Lawson's love of nature extends further than just wood – he is also an avid gardener and has a greenhouse brimming with magnificent orchids, which he breeds. He also has a decent-sized kiln for drying wood and a large wood storage area.

An artist's vision

Lawson prefers to produce works of art rather than utilitarian items. His work represents firstly, the nature and characteristics of wood and secondly, his choice of shapes that he sees as elegant, majestic, strong or feminine. He makes work to express the character of the wood rather than hiding its flaws, and the design and results are significantly more important than technique.

“I can appreciate segmented work but I am trying to produce work with artistic merit and I don't consider myself very technically skilful. I don't want to get bogged down with technique, where as with segmented work, technique is everything,” he explains.

“My initial thought when making a piece is 'what can I do with this piece of wood?' Forming the shape of the piece is always fascinating.

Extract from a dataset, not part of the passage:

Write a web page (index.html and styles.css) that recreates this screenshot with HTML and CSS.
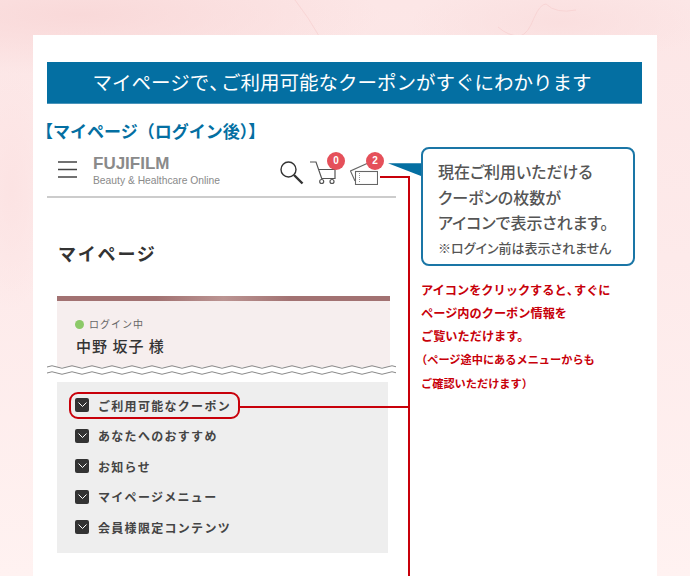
FILE: index.html
```html
<!DOCTYPE html>
<html lang="ja">
<head>
<meta charset="utf-8">
<title>マイページ</title>
<link rel="stylesheet" href="styles.css">
</head>
<body>
<svg class="veins" width="690" height="36" viewBox="0 0 690 36"><path d="M295 0q14 18 24 36M498 27q10 9 22 9 8-2 14-18 6-14 12-14 10 10 30 6" fill="none" stroke="#f6cfcf" stroke-width="1" opacity=".7"/></svg>
<main class="card">
  <h1 class="banner">マイページで<span class="tight">、</span>ご利用可能なクーポンがすぐにわかります</h1>
  <h2 class="section-title">【マイページ（ログイン後）】</h2>
  <div class="columns">
    <section class="phone">
      <header class="site-header">
        <svg class="menu-icon" width="19" height="17" viewBox="0 0 19 17"><path d="M0 1h19M0 8.500h19M0 16h19" fill="none" stroke="#444" stroke-width="1.400"/></svg>
        <div class="logo">
          <div class="logo-main">FUJIFILM</div>
          <div class="logo-sub">Beauty &amp; Healthcare Online</div>
        </div>
        <div class="header-icons">
          <svg class="search-icon" width="24" height="24" viewBox="0 0 24 24"><circle cx="8.500" cy="8.500" r="7.500" fill="none" stroke="#333" stroke-width="1.400"/><path d="M14 14l8.500 8.500" fill="none" stroke="#333" stroke-width="2.400"/></svg>
          <div class="icon-wrap cart">
            <svg width="27" height="24" viewBox="0 0 27 24"><path d="M0 1h6l5.700 16.500H25V8.500H8.500" fill="none" stroke="#555" stroke-width="1.200"/><circle cx="11.700" cy="20.500" r="2" fill="none" stroke="#555" stroke-width="1.200"/><circle cx="22" cy="20.500" r="2" fill="none" stroke="#555" stroke-width="1.200"/></svg>
            <span class="badge">0</span>
          </div>
          <div class="icon-wrap coupon">
            <svg width="28" height="22" viewBox="0 0 28 22"><path d="M5 18L.5 8 17 .5" fill="none" stroke="#666" stroke-width="1.100"/><rect x="5.500" y="8.500" width="22" height="13" fill="#fff" stroke="#666" stroke-width="1.100"/><path d="M9.500 10v10" fill="none" stroke="#999" stroke-width="1" stroke-dasharray="1 1"/></svg>
            <span class="badge">2</span>
          </div>
        </div>
      </header>
      <h3 class="page-title">マイページ</h3>
      <div class="user-box">
        <div class="status"><i class="dot"></i>ログイン中</div>
        <div class="user-name">中野 坂子 様</div>
      </div>
      <svg class="wave" width="349" height="12" viewBox="0 0 349 12">
        <defs><pattern id="w" width="20" height="12" patternUnits="userSpaceOnUse"><path d="M0 3q5-2.500 10 0t10 0M0 9q5-2.500 10 0t10 0" fill="none" stroke="#888" stroke-width="1"/></pattern></defs>
        <rect width="349" height="12" fill="url(#w)"/>
      </svg>
      <ul class="menu">
        <li class="menu-item is-marked"><span class="check"><svg width="9" height="6" viewBox="0 0 9 6"><path d="M.5.5L4.500 4.500 8.500.5" fill="none" stroke="#fff" stroke-width="1"/></svg></span>ご利用可能なクーポン</li>
        <li class="menu-item"><span class="check"><svg width="9" height="6" viewBox="0 0 9 6"><path d="M.5.5L4.500 4.500 8.500.5" fill="none" stroke="#fff" stroke-width="1"/></svg></span>あなたへのおすすめ</li>
        <li class="menu-item"><span class="check"><svg width="9" height="6" viewBox="0 0 9 6"><path d="M.5.5L4.500 4.500 8.500.5" fill="none" stroke="#fff" stroke-width="1"/></svg></span>お知らせ</li>
        <li class="menu-item"><span class="check"><svg width="9" height="6" viewBox="0 0 9 6"><path d="M.5.5L4.500 4.500 8.500.5" fill="none" stroke="#fff" stroke-width="1"/></svg></span>マイページメニュー</li>
        <li class="menu-item"><span class="check"><svg width="9" height="6" viewBox="0 0 9 6"><path d="M.5.5L4.500 4.500 8.500.5" fill="none" stroke="#fff" stroke-width="1"/></svg></span>会員様限定コンテンツ</li>
      </ul>
    </section>
    <aside class="notes">
      <div class="callout">
        <p class="callout-line">現在ご利用いただける</p>
        <p class="callout-line">クーポンの枚数が</p>
        <p class="callout-line">アイコンで表示されます。</p>
        <p class="callout-small">※ログイン前は表示されません</p>
      </div>
      <div class="red-note">
        <p class="red-line">アイコンをクリックすると<span class="tight">、</span>すぐに</p>
        <p class="red-line">ページ内のクーポン情報を</p>
        <p class="red-line">ご覧いただけます。</p>
        <p class="red-small red-open">（ページ途中にあるメニューからも</p>
        <p class="red-small">ご確認いただけます）</p>
      </div>
    </aside>
  </div>
  <i class="pointer"></i>
  <i class="line line-top"></i>
  <i class="line line-vertical"></i>
  <i class="line line-menu"></i>
</main>
</body>
</html>
```
FILE: styles.css
```css
* { box-sizing: border-box; }
html, body { margin: 0; padding: 0; }
body {
  position: relative;
  width: 690px;
  height: 576px;
  overflow: hidden;
  font-family: "Noto Sans CJK JP", "Noto Sans", sans-serif;
  background-color: #feeeee;
  background-image:
    radial-gradient(ellipse 300px 60px at 80px 15px, #f9d9d9 0%, rgba(249,217,217,0) 100%),
    radial-gradient(ellipse 150px 40px at 560px 22px, #fadfdf 0%, rgba(250,223,223,0) 100%),
    radial-gradient(ellipse 40px 120px at 12px 190px, #fce3e3 0%, rgba(252,227,227,0) 100%),
    linear-gradient(180deg, #fce6e6 0%, #fdeaea 45%, #fff2f1 100%);
}
.veins { position: absolute; left: 0; top: 0; }
p, h1, h2, h3, ul { margin: 0; padding: 0; }
.card {
  position: relative;
  width: 624px;
  height: 541px;
  margin: 35px 0 0 33px;
  padding: 27px 15px 0 14px;
  background: #fff;
}
.banner {
  height: 42px;
  padding-right: 5px;
  background: #046fa2;
  border-bottom: 1px solid #4a94ba;
  color: #fff;
  font-size: 19.500px;
  font-weight: 400;
  line-height: 40px;
  text-align: center;
  white-space: nowrap;
}
.tight { letter-spacing: -.5em; margin-right: .1em; }
.section-title {
  margin: 15px 0 0 -11px;
  color: #046fa2;
  font-size: 17px;
  font-weight: 700;
  line-height: 24px;
  white-space: nowrap;
}
.columns { display: flex; }
.phone { width: 349px; flex: none; }
.site-header {
  display: flex;
  align-items: center;
  height: 55px;
  padding: 0 0 0 11px;
  border-bottom: 2px solid #ccc;
}
.menu-icon { flex: none; }
.logo { margin: 3px 0 0 16px; color: #8a8a8a; width: 127px; flex: none; }
.logo-main {
  font-family: "Liberation Sans", sans-serif;
  font-size: 17px;
  font-weight: 700;
  line-height: 17px;
}
.logo-sub {
  font-family: "Liberation Sans", sans-serif;
  font-size: 10.300px;
  line-height: 13px;
  margin-top: 2px;
  white-space: nowrap;
}
.header-icons { display: flex; align-items: flex-end; margin-left: 60px; height: 36px; padding-bottom: 3px; }
.search-icon { flex: none; }
.icon-wrap { position: relative; }
.icon-wrap svg { display: block; }
.cart { margin-left: 6px; }
.coupon { margin-left: 13px; }
.badge {
  position: absolute;
  width: 18px;
  height: 18px;
  border-radius: 50%;
  background: #e5505a;
  color: #fff;
  font-family: "Liberation Sans", sans-serif;
  font-size: 10px;
  font-weight: 700;
  line-height: 18px;
  text-align: center;
}
.cart .badge { top: -9px; left: 17px; }
.coupon .badge { top: -11px; left: 16px; }
.page-title {
  margin: 43px 0 0 11px;
  color: #333;
  font-size: 18px;
  font-weight: 700;
  line-height: 24px;
  letter-spacing: 1.800px;
}
.user-box {
  width: 333px;
  height: 71px;
  margin: 31px 0 0 10px;
  padding: 16px 0 0 18px;
  border-top: 5px solid #a27272;
  border-image: linear-gradient(90deg, #a27272 0%, #a27272 30%, #bb9492 50%, #a27272 70%, #a27272 100%) 1;
  background: #f6eeee;
}
.status {
  display: flex;
  align-items: center;
  color: #666;
  font-size: 10px;
  line-height: 14px;
  letter-spacing: 1px;
}
.dot {
  width: 9px;
  height: 9px;
  margin-right: 5px;
  border-radius: 50%;
  background: #8cc968;
}
.user-name {
  margin: 4px 0 0 1px;
  color: #333;
  font-size: 15px;
  font-weight: 500;
  line-height: 22px;
  letter-spacing: 1px;
}
.wave { display: block; margin-top: -3px; position: relative; }
.menu {
  width: 331px;
  height: 171px;
  margin: 6px 0 0 10px;
  padding: 8px 0 0 18px;
  background: #eee;
  list-style: none;
}
.menu-item {
  display: flex;
  align-items: center;
  height: 30.500px;
  color: #444;
  font-size: 12px;
  font-weight: 700;
  letter-spacing: 1.300px;
  white-space: nowrap;
}
.is-marked { position: relative; }
.is-marked::before {
  content: "";
  position: absolute;
  left: -6px;
  top: 2px;
  box-sizing: border-box;
  width: 171px;
  height: 27px;
  border: 2px solid #c8000a;
  border-radius: 9px;
}
.check {
  display: flex;
  align-items: center;
  justify-content: center;
  width: 14px;
  height: 14px;
  margin-right: 9px;
  border-radius: 2px;
  background: #333;
}
.check svg { display: block; }
.notes { margin-left: 25px; width: 220px; }
.callout {
  width: 214px;
  height: 119px;
  margin-top: 4px;
  padding: 10px 0 0 15px;
  border: 2px solid #1a76a6;
  border-radius: 8px;
  color: #555;
  background: #fff;
  font-feature-settings: "palt";
}
.callout-line { font-size: 16px; font-weight: 500; line-height: 25.500px; white-space: nowrap; }
.callout-small { margin-top: 1px; font-size: 13px; font-weight: 500; line-height: 22px; white-space: nowrap; }
.red-note { margin-top: 13px; color: #c8000a; }
.red-line { font-size: 12.200px; font-weight: 700; line-height: 23px; white-space: nowrap; }
.red-small { font-size: 11.200px; font-weight: 700; line-height: 24px; white-space: nowrap; }
.red-open { margin: -1px 0 0 -5px; }
.pointer {
  position: absolute;
  left: 355px;
  top: 126px;
  width: 33px;
  height: 15px;
  background: #046fa2;
  clip-path: polygon(0 15%, 100% 15%, 100% 100%);
}
.line { position: absolute; background: #c8000a; }
.line-top { left: 347px; top: 141px; width: 29px; height: 2px; }
.line-vertical { left: 375px; top: 141px; width: 2px; height: 400px; }
.line-menu { left: 207px; top: 371px; width: 168px; height: 2px; }
```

“I prefer making big pieces as I feel they have more clout and you can see the balance in the shape. It also means I can celebrate the features of the wood and show more of the grain compared to smaller pieces. However, I need to be careful when making my larger pieces as it is hard to control the tool and it can be quite dangerous.”

Wood properties

Lawson makes around 1000 pieces per year, mainly vessels, platters

and dishes. He likes to use Ash (F. excelsior) for salad bowls as it is clean and white and he avoids plastic looking finishes. He tends to minimise any embellishment on his work but he does sometimes carve and scorch, usually contrasting the scorching and texturing against non-enhanced work. He uses bog oak (Quercus spps) for some pieces as he loves the finished result despite finding it hard to work with. “Bog oak is very old and I like using it for my work but it's nasty stuff and it does tend to move around a lot as it dries. The smell and the dust infiltrate almost everywhere and it gets under your fingernails. It really does stink but the finished result is lovely so it's worth it,” he says.

“In one case, I quarter-sawed the whole of one batch in order to reduce splitting and to show the medullary ray figure. This also enabled me to re-turn much of the work after drying and to get a good finish. Some of these items were enhanced by liming – they sold like hot cakes!”

For sale

Lawson sells his work under the name Stormwood '87 and he has a strong association with The National Trust, selling around 70 per cent of his work through them. He also held annual exhibitions at Polesden Lacey and RHS Wisley for many years. His work has appeared at national shows, craft fairs, art galleries and in various publications. He is a member of the AWGB, is on the professional register of the Worshipful Company of Turners, and is listed with the Craft Council. In addition to National Trust shops and the Wisley shop, Lawson's work is also on display and sold through the Dansel Gallery in Dorset, one of the few good woodwork galleries in the UK. Have a look at their website: www.danselgallery.co.uk

However, his work is not available on the internet. “I prefer people to feel and handle my work rather than buy it on the Internet – that way they know exactly what they are getting and they can see the wood with all its flaws and its true beauty,” he states.


Lawson was tutored mainly by Chris Stott and his work is inspired by Mike Scott, whose work he came across in the late 1980s. “I love the fact that Mike was motivated by what he wanted to make rather than what sells. I particularly like his 'Amphitheatre' series as it was very daring and well-admired,” he explains.

“I also like the UK artists Paul Clare, Jules Tattersall, Ray Key, Stuart Mortimer and Joey Richardson, whose work is very delicate. From the USA, I like the work of David Ellsworth. Richard Raffan, a British turner living in Australia, also wrote several books, which heavily influenced my early woodturning efforts.”

Lawson would be just as happy focusing his energy on just one piece as he is making smaller items. As he reflects, “In my view, a great woodturner is one who gets the combination of art and craft just right. I do not demonstrate, teach, write books or belong to the celebrity turning fraternity. I just make and sell my work.”